§ **Data block**
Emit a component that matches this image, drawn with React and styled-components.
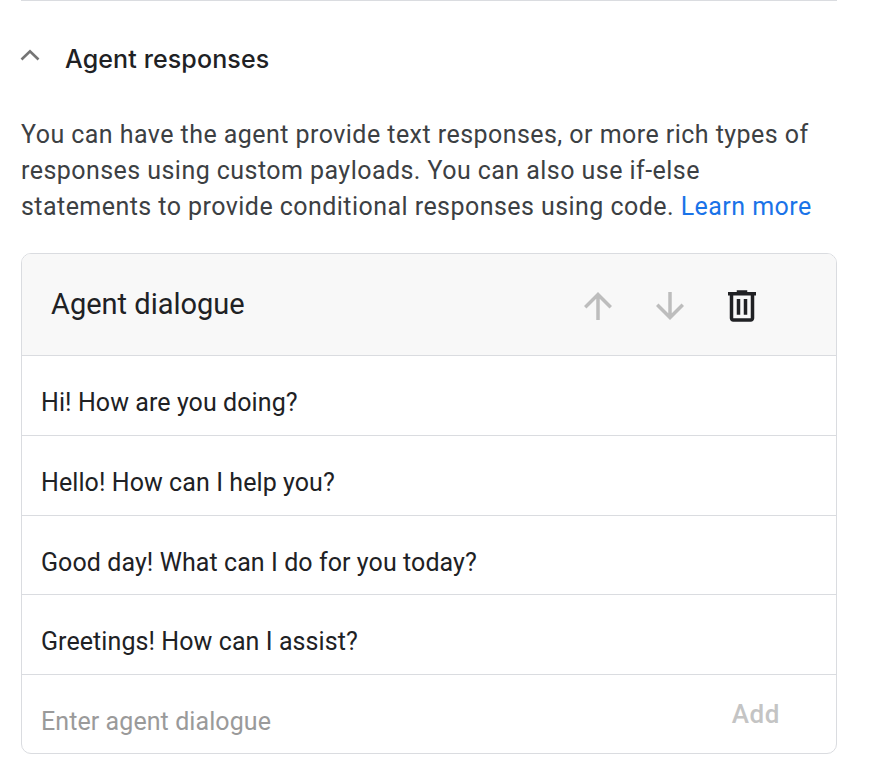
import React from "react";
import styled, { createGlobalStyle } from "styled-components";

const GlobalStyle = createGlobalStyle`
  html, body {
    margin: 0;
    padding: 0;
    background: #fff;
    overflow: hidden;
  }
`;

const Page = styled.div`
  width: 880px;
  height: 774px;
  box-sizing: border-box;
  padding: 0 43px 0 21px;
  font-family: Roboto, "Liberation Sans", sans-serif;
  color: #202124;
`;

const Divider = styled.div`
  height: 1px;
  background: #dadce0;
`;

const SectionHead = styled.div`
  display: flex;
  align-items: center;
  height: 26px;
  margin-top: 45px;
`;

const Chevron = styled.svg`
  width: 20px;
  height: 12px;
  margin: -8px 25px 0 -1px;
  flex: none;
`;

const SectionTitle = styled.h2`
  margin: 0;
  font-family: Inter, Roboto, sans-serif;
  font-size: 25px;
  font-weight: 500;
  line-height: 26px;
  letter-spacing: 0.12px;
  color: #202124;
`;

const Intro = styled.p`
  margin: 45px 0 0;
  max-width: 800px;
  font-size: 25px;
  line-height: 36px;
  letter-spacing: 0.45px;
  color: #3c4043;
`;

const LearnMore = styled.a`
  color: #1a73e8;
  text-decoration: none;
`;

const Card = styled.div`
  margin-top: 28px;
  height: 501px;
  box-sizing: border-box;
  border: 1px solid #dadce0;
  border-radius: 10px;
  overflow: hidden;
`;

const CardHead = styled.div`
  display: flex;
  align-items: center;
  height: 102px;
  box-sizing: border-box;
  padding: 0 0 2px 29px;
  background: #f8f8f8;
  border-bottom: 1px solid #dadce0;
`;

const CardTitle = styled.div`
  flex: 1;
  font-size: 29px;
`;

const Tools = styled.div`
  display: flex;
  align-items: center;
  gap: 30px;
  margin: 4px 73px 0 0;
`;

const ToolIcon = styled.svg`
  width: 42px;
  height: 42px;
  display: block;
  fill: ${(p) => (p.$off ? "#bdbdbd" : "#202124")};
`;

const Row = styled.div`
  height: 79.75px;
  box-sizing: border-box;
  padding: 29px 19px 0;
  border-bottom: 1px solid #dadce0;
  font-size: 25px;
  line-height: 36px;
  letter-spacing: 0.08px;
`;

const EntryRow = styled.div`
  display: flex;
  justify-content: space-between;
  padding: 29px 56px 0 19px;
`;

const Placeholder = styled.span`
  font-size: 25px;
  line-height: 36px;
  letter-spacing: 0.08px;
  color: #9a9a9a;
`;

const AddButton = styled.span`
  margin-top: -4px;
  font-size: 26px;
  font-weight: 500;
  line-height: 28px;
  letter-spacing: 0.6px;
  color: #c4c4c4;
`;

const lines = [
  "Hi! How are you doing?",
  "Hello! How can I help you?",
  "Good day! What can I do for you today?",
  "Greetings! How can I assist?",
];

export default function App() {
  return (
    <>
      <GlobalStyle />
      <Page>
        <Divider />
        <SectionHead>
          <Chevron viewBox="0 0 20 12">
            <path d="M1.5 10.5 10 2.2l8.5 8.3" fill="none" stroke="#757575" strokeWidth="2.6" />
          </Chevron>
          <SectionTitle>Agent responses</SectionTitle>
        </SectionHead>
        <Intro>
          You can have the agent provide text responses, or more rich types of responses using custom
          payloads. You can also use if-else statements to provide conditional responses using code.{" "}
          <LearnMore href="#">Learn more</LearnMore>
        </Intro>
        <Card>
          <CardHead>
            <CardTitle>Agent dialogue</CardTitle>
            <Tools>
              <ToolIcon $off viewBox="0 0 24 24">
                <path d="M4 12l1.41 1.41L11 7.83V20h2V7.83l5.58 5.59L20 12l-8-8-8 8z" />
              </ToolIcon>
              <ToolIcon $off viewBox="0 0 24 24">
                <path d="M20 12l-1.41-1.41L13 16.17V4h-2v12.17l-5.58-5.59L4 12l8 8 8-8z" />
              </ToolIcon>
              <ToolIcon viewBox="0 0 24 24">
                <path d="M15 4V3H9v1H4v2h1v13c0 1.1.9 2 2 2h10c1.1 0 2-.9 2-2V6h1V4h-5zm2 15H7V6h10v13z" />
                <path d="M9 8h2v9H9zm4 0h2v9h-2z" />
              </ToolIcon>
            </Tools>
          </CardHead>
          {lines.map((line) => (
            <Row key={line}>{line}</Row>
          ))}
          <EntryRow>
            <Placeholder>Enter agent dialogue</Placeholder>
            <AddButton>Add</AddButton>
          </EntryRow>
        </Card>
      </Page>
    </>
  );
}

§ **Required work**
Write out every line of the preceding listing that contains "components".

§ **Answer**
Emit a component that matches this image, drawn with React and styled-components.
import styled, { createGlobalStyle } from "styled-components";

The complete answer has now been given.